源氏の梶原平三景時が平家一門の滅亡をいち早く調査し源頼朝に報告するため、壇ノ浦から石見・出雲・伯耆と浦伝いに谷村までやってきました。しかし、風雨が激しく袋川の水が溢れ、横切ることができませんでした。そこで景時は近在の村人に木材を出させて船筏に組み、やっとのことで人馬とも渡ることができました。その後、この場所にできた橋を梶原橋といいました。


18、谷の観音様の伝説 <峰の観音>

和泉式部の誕生
治安(1021)の頃、大江貞基が因幡国守となりこの観音を深く信仰しました。そして祈願の子どもが生まれ、この女の子が和歌の聞え高い和泉式部です。

尊像の霊験
元暦(1184)の頃、源平の戦いによってこの寺の伽藍も坊舎もことごとく焼けてしまいましたが、この尊像が本堂の西側の“薬師ヶ平”の大木の根元に移っていました。国内外の人がお参りに訪れて難病苦悩を祈り福寿増長を願い、一つとして叶わないものはなかったほどでした。

御慈悲の巨石
永享年中(1439~40)に流行病で多くの人が亡くなる中、観音を信仰する貧しい娘は元気なままで、観音の導きによって結婚することもでき、子宝にも恵まれました。
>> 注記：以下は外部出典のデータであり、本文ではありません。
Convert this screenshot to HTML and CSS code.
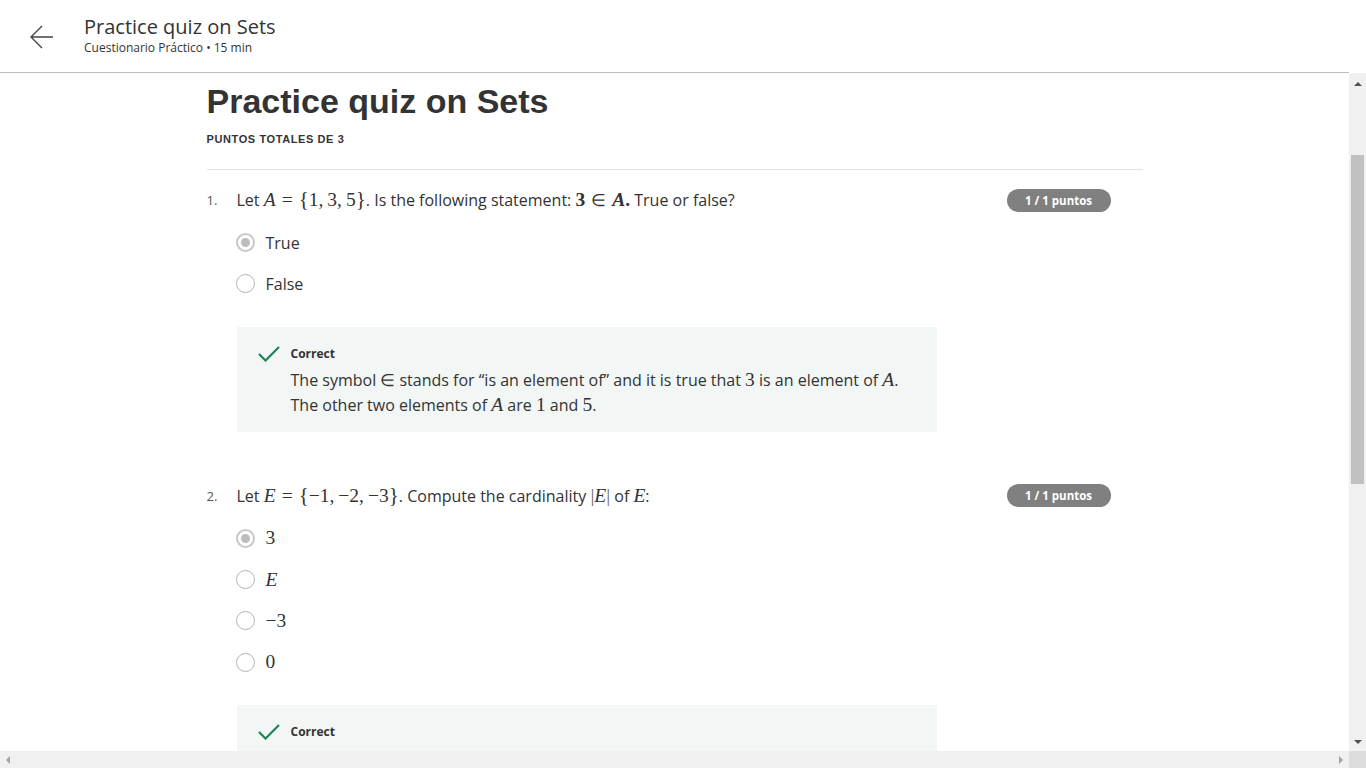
FILE: index.html
```html
<!DOCTYPE html>
<html lang="es">
<head>
<meta charset="utf-8">
<title>Practice quiz on Sets</title>
<link rel="stylesheet" href="styles.css">
</head>
<body>
<div class="app">
  <header class="topbar">
    <div class="topbar-inner">
      <button class="back" aria-label="Back">
        <svg width="26" height="26" viewBox="0 0 26 26"><path d="M24 13H2M13 2L2 13l11 11" fill="none" stroke="#444" stroke-width="1.4"/></svg>
      </button>
      <div class="titles">
        <div class="top-title">Practice quiz on Sets</div>
        <div class="top-sub">Cuestionario Práctico • 15 min</div>
      </div>
    </div>
  </header>
  <div class="middle">
    <main class="content">
      <div class="column">
        <h1 class="quiz-title">Practice quiz on Sets</h1>
        <div class="total">PUNTOS TOTALES DE 3</div>
        <div class="divider"></div>

        <section class="question">
          <div class="q-head">
            <span class="q-num">1.</span>
            <div class="q-text">Let <span class="m"><i>A</i><span class="op">=</span><span class="br">{</span>1,<span class="th"></span>3,<span class="th"></span>5<span class="br">}</span></span>. Is the following statement: <span class="m b">3<span class="op in">∈</span><i>A</i>.</span> True or false?</div>
            <span class="badge">1 / 1 puntos</span>
          </div>
          <ul class="options">
            <li class="opt"><span class="radio on"></span><span class="opt-label">True</span></li>
            <li class="opt"><span class="radio"></span><span class="opt-label">False</span></li>
          </ul>
          <div class="feedback">
            <div class="fb-head">
              <svg class="check" width="22" height="16" viewBox="0 0 22 16"><path d="M1 8l6.5 6.5L21 1" fill="none" stroke="#1f8354" stroke-width="2.2"/></svg>
              <span class="fb-title">Correct</span>
            </div>
            <p class="fb-text">The symbol <span class="m in">∈</span> stands for “is an element of” and it is true that <span class="m">3</span> is an element of <span class="m"><i>A</i></span>.<br>The other two elements of <span class="m"><i>A</i></span> are <span class="m">1</span> and <span class="m">5</span>.</p>
          </div>
        </section>

        <section class="question">
          <div class="q-head">
            <span class="q-num">2.</span>
            <div class="q-text">Let <span class="m"><i>E</i><span class="op">=</span><span class="br">{</span>−1,<span class="th"></span>−2,<span class="th"></span>−3<span class="br">}</span></span>. Compute the cardinality <span class="m"><span class="bar">|</span><i>E</i><span class="bar">|</span></span> of <span class="m"><i>E</i></span>:</div>
            <span class="badge">1 / 1 puntos</span>
          </div>
          <ul class="options">
            <li class="opt"><span class="radio on"></span><span class="opt-label m">3</span></li>
            <li class="opt"><span class="radio"></span><span class="opt-label m"><i>E</i></span></li>
            <li class="opt"><span class="radio"></span><span class="opt-label m">−3</span></li>
            <li class="opt"><span class="radio"></span><span class="opt-label m">0</span></li>
          </ul>
          <div class="feedback">
            <div class="fb-head">
              <svg class="check" width="22" height="16" viewBox="0 0 22 16"><path d="M1 8l6.5 6.5L21 1" fill="none" stroke="#1f8354" stroke-width="2.2"/></svg>
              <span class="fb-title">Correct</span>
            </div>
          </div>
        </section>
      </div>
    </main>
    <div class="vbar">
      <span class="arrow up"></span>
      <div class="vtrack"><div class="vthumb"></div></div>
      <span class="arrow down"></span>
    </div>
  </div>
  <div class="hbar">
    <div class="htrack">
      <span class="arrow left"></span>
      <span class="arrow right"></span>
    </div>
    <div class="corner"></div>
  </div>
</div>
</body>
</html>
```

FILE: styles.css
```css
* { box-sizing: border-box; }
html, body { margin: 0; padding: 0; height: 100%; overflow: hidden; }
body { background: #fff; color: #333; font-family: "Open Sans", "Liberation Sans", sans-serif; }

.app { display: flex; flex-direction: column; height: 768px; }

.topbar { height: 73px; flex: none; }
.topbar-inner {
  height: 73px; margin-right: 17px; border-bottom: 1px solid #bdbdbd;
  display: flex; align-items: center; padding-left: 29px;
}
.back { background: none; border: 0; padding: 0; width: 26px; height: 26px; margin-top: 1px; cursor: pointer; }
.back svg { display: block; }
.titles { margin-left: 29px; display: flex; flex-direction: column; margin-top: -3px; }
.top-title { font-size: 20px; line-height: 26px; color: #333; }
.top-sub { font-size: 12px; line-height: 16px; color: #333; }

.middle { flex: 1; display: flex; min-height: 0; }
.content { flex: 1; overflow: hidden; }
.column { width: 936px; margin: 0 auto; padding-top: 8px; }

.quiz-title {
  margin: 0; font-family: "Liberation Sans", Arial, sans-serif; font-weight: bold;
  font-size: 34px; line-height: 40px; color: #333;
}
.total {
  margin-top: 10px; font-family: "Liberation Sans", Arial, sans-serif; font-weight: bold;
  font-size: 11px; line-height: 16px; letter-spacing: 0.6px; color: #333;
}
.divider { height: 1px; background: #e1e1e1; margin-top: 22px; }

.question { padding-right: 32px; }
.question:first-of-type { margin-top: 18px; }
.question + .question { margin-top: 52px; }

.q-head { display: flex; align-items: center; height: 24px; }
.q-num { width: 30px; flex: none; font-size: 13px; color: #555; }
.q-text { flex: 1; font-size: 16px; line-height: 24px; color: #333; white-space: nowrap; }
.badge {
  flex: none; width: 104px; height: 23px; border-radius: 12px; background: #808080;
  color: #fff; font-size: 11.5px; font-weight: bold; line-height: 23px; text-align: center;
}

.m { font-family: "Liberation Serif", "Times New Roman", serif; font-size: 19.5px; line-height: 1; }
.m i { font-style: italic; }
.m.b { font-weight: bold; }
.in { font-family: "DejaVu Sans", sans-serif; font-weight: 200; font-size: 17px; }
.op { margin: 0 6px; }
.br { font-size: 21px; }
.th { display: inline-block; width: 4px; }
.bar { color: #666; }

.options { list-style: none; margin: 10px 0 0; padding: 0 0 0 29px; }
.opt { height: 41.3px; display: flex; align-items: center; }
.radio {
  width: 19px; height: 19px; border-radius: 50%; border: 1.5px solid #b5b5b5;
  flex: none; position: relative; background: #fff;
}
.radio.on { border: 2px solid #c9c9c9; }
.radio.on::after {
  content: ""; position: absolute; left: 50%; top: 50%; width: 9px; height: 9px;
  margin: -4.5px 0 0 -4.5px; border-radius: 50%; background: #bdbdbd;
}
.opt-label { margin-left: 11px; font-size: 16px; color: #333; }
.opt-label.m { font-size: 19.5px; }

.feedback {
  margin: 22px 0 0 30px; width: 700px; background: #f2f7f5;
  padding: 18px 20px 14px 21px;
}
.fb-head { display: flex; align-items: center; height: 18px; }
.check { display: block; flex: none; }
.fb-title { margin-left: 11px; font-size: 12px; font-weight: bold; color: #333; }
.fb-text { margin: 5px 0 0 33px; font-size: 16px; line-height: 25px; color: #333; }

.vbar { width: 17px; flex: none; background: #f0f0f0; display: flex; flex-direction: column; align-items: center; }
.vtrack { flex: 1; width: 100%; padding: 0 2px; position: relative; }
.vthumb { margin-top: 64px; height: 329px; background: #c1c1c1; }
.arrow { display: block; width: 0; height: 0; flex: none; }
.arrow.up { margin: 9px 0 5px; border-left: 4px solid transparent; border-right: 4px solid transparent; border-bottom: 4px solid #505050; }
.arrow.down { margin: 5px 0 7px; border-left: 4px solid transparent; border-right: 4px solid transparent; border-top: 4px solid #505050; }

.hbar { height: 17px; flex: none; display: flex; }
.htrack { flex: 1; background: #f0f0f0; display: flex; align-items: center; justify-content: space-between; padding: 0 6px; }
.arrow.left { border-top: 4px solid transparent; border-bottom: 4px solid transparent; border-right: 4px solid #a3a3a3; }
.arrow.right { border-top: 4px solid transparent; border-bottom: 4px solid transparent; border-left: 4px solid #a3a3a3; }
.corner { width: 17px; background: #dcdcdc; }
```
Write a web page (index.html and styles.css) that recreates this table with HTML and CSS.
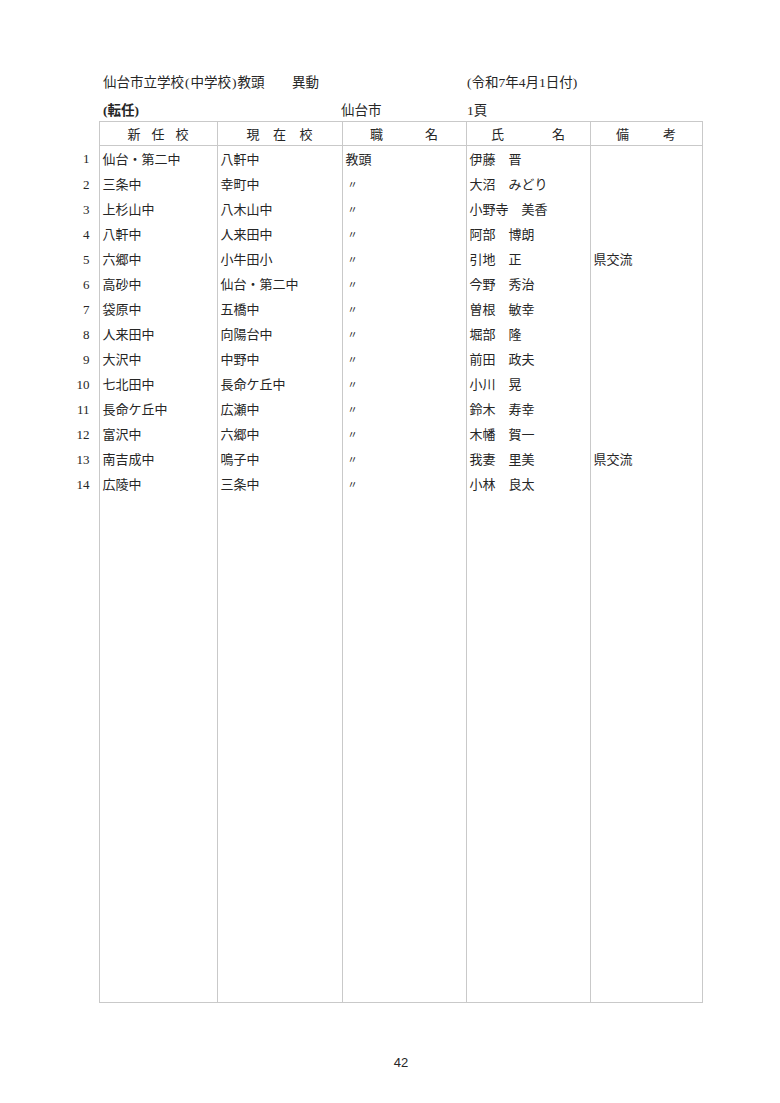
FILE: index.html
```html
<!DOCTYPE html>
<html lang="ja">
<head>
<meta charset="utf-8">
<title>仙台市立学校(中学校)教頭 異動</title>
<link rel="stylesheet" href="styles.css">
</head>
<body>
<div class="page">
  <div class="line line1">
    <span class="t1">仙台市立学校<span class="pr">(</span>中学校<span class="pr">)</span>教頭</span>
    <span class="t2">異動</span>
    <span class="t3">(令和7年4月1日付)</span>
  </div>
  <div class="line line2">
    <span class="s1 bold">(転任)</span>
    <span class="s2">仙台市</span>
    <span class="s3">1頁</span>
  </div>
  <table class="list">
    <colgroup>
      <col class="c0"><col class="c1"><col class="c2"><col class="c3"><col class="c4"><col class="c5">
    </colgroup>
    <thead>
      <tr>
        <th class="num"></th>
        <th><span class="sp w1"><i>新</i><i>任</i><i>校</i></span></th>
        <th><span class="sp w2"><i>現</i><i>在</i><i>校</i></span></th>
        <th><span class="sp w3"><i>職</i><i>名</i></span></th>
        <th><span class="sp w4"><i>氏</i><i>名</i></span></th>
        <th><span class="sp w5"><i>備</i><i>考</i></span></th>
      </tr>
    </thead>
    <tbody>
      <tr class="first"><td class="num">1</td><td>仙台・第二中</td><td>八軒中</td><td>教頭</td><td>伊藤　晋</td><td></td></tr>
      <tr><td class="num">2</td><td>三条中</td><td>幸町中</td><td class="ditto">〃</td><td>大沼　みどり</td><td></td></tr>
      <tr><td class="num">3</td><td>上杉山中</td><td>八木山中</td><td class="ditto">〃</td><td>小野寺　美香</td><td></td></tr>
      <tr><td class="num">4</td><td>八軒中</td><td>人来田中</td><td class="ditto">〃</td><td>阿部　博朗</td><td></td></tr>
      <tr><td class="num">5</td><td>六郷中</td><td>小牛田小</td><td class="ditto">〃</td><td>引地　正</td><td>県交流</td></tr>
      <tr><td class="num">6</td><td>高砂中</td><td>仙台・第二中</td><td class="ditto">〃</td><td>今野　秀治</td><td></td></tr>
      <tr><td class="num">7</td><td>袋原中</td><td>五橋中</td><td class="ditto">〃</td><td>曽根　敏幸</td><td></td></tr>
      <tr><td class="num">8</td><td>人来田中</td><td>向陽台中</td><td class="ditto">〃</td><td>堀部　隆</td><td></td></tr>
      <tr><td class="num">9</td><td>大沢中</td><td>中野中</td><td class="ditto">〃</td><td>前田　政夫</td><td></td></tr>
      <tr><td class="num">10</td><td>七北田中</td><td>長命ケ丘中</td><td class="ditto">〃</td><td>小川　晃</td><td></td></tr>
      <tr><td class="num">11</td><td>長命ケ丘中</td><td>広瀬中</td><td class="ditto">〃</td><td>鈴木　寿幸</td><td></td></tr>
      <tr><td class="num">12</td><td>富沢中</td><td>六郷中</td><td class="ditto">〃</td><td>木幡　賀一</td><td></td></tr>
      <tr><td class="num">13</td><td>南吉成中</td><td>鳴子中</td><td class="ditto">〃</td><td>我妻　里美</td><td>県交流</td></tr>
      <tr><td class="num">14</td><td>広陵中</td><td>三条中</td><td class="ditto">〃</td><td>小林　良太</td><td></td></tr>
      <tr class="filler"><td class="num"></td><td></td><td></td><td></td><td></td><td></td></tr>
    </tbody>
  </table>
  <div class="pageno">42</div>
</div>
</body>
</html>
```
FILE: styles.css
```css
html, body {
  margin: 0;
  padding: 0;
  background: #ffffff;
}
body {
  font-family: "Liberation Serif", "Noto Sans CJK JP", serif;
  font-size: 13px;
  color: #262626;
}
.page {
  width: 780px;
  padding-top: 73px;
}
.line {
  display: flex;
  height: 20px;
  line-height: 20px;
  font-size: 13.5px;
}
.line1 {
  padding-left: 103px;
  margin-bottom: 8px;
}
.t1 { width: 189px; white-space: nowrap; }
.t2 { width: 175px; }
.pr { padding: 0 1px; }
.line2 { padding-left: 103px; }
.s1 { width: 238px; }
.s2 { width: 126px; }
.bold { font-weight: bold; }

.list {
  border-collapse: collapse;
  table-layout: fixed;
  width: 702px;
}
.c0 { width: 99px; }
.c1 { width: 118px; }
.c2 { width: 125px; }
.c3 { width: 124px; }
.c4 { width: 124px; }
.c5 { width: 112px; }

.list th, .list td {
  border-left: 1px solid #c9c9c9;
  border-right: 1px solid #c9c9c9;
  padding: 0 0 0 3px;
  text-align: left;
  font-weight: normal;
  white-space: nowrap;
  overflow: hidden;
}
.list th {
  height: 23px;
  border-top: 1px solid #c9c9c9;
  border-bottom: 1px solid #c9c9c9;
  text-align: center;
  padding: 0;
}
.list td {
  height: 25px;
  line-height: 25px;
}
.list tr.first td { height: 26px; }
.list .num, .list th.num {
  border: none;
  text-align: right;
  padding: 0 9px 0 0;
}
.list tr.filler td {
  height: 505px;
  border-bottom: 1px solid #c9c9c9;
}
.list tr.filler td.num { border: none; }
.ditto {
  font-size: 10px;
}
.ditto {
  padding-left: 5px !important;
}
.sp {
  display: inline-flex;
  justify-content: space-between;
  vertical-align: middle;
}
.sp i { font-style: normal; }
.w1 { width: 61px; }
.w2 { width: 66px; }
.w3 { width: 68px; }
.w4 { width: 74px; }
.w5 { width: 60px; }

.pageno {
  margin-top: 52px;
  text-align: center;
  font-family: "Liberation Sans", Arial, sans-serif;
  font-size: 13px;
  padding-left: 22px;
}
```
ある日袋川の水が溢れて橋もろとも流されましたが、身体が岸へ近づいて大石に流れ寄せられ、岸に這い上がることができました。後ろを振り返ると大石は消えていました。

海の守り
但馬の船頭の多くが観音を信仰し、暴風雨となって生死紙一重の危険に出会った時にひたむきに名号を唱え続けると、いつでも波は静まり船はいつの間にか港へ入っていたといいます。

大蛇の慈悲心
智頭郡で木地産業をする者が足をすべらせて谷底へ落ちてしまったところ、気がついてみると大蛇の首にまたがっていました。大蛇は木地屋を首に乗せたまま元の所へ戻してくれ、菩薩の光明は大蛇の体にまで透っていました。

盗賊のざんげ
巡礼一人が夕方、普門品(観音菩薩が衆生済度の道をのべられた仏典)唱えながら但馬の方へむけて十王峠を越していた時、盗賊に襲われ、普門品を盾にして立ち向かうと、盗賊は血を吐いて倒れてしまいました。やがてこの盗賊達は懺悔して発心し、巡礼にしたがって観音信仰に入っていきました。

情けの道連れ
庁の百姓が主の夫役となって江戸勤番となり、悪い遊びを覚えて座敷牢に入れられてしまいました。許された後に故郷の観音を思い出し一心に普門品を暗じていると、突然見知らぬ僧があらわれて庁の自分の家の前まで導いてくれました。

観音のみちびき
享保14年(1729)美歎の高名な百姓伝兵衛は男を鳥取へ使いに出しました。日が暮れた時、身の丈が2mもある山伏があらわれてその男を拉致しようとしたところ、谷の観音の使いだと言う若い女性があらわれ、髪の元結いを抜いて男の手に握らせて歩き出しました。しばらくすると男は目がくらみ、村の入口、助五郎の家の前で気絶してしまい、物音に驚いた助五郎の家の老が介抱して、男はやっと正気にかえりました。主人の伝兵衛は観音にお礼に参り、「宝前のワニ」 にして献上しました。


19、キツネのあだうち伝説<神垣>

神垣村に源兵衛という百姓が住んでいました。畑に行ってみると、キツネが一匹気持ちよさそうに昼寝をしていたので、小石を投げて脅かしました。家に帰ると裏口の向こうでキツネが遊んでおり、葉っぱに水溜まりのアオミドロをかけると大ふろしきになり、小さな竹は日笠に、キツネは美しい娘に化けました。その夜、訪ねてきた自分の娘を化けたキツネと勘違いしてひどい目にあわせてしまい、自分がキツネにだまされていたことをようやく悟りました。


20、羽柴秀吉の大笑い伝説<笑い道と加藤橋>

柴秀吉が城攻めを行っていた折、私都の市場城を攻め落とすため三代寺より峰寺へ山越えをする途中で一服し、市場城を眺めながら余裕の大笑いをしたといわれ、それ以来この道は「笑い道」と呼ばれています。そして、峰寺の前の小川に加藤清正に命じて土橋を架けさせたため、この橋は加藤橋と呼ばれています。また、この道は後醍醐天皇が隠岐島から京都へお帰りになる時に通った道だともいわれています。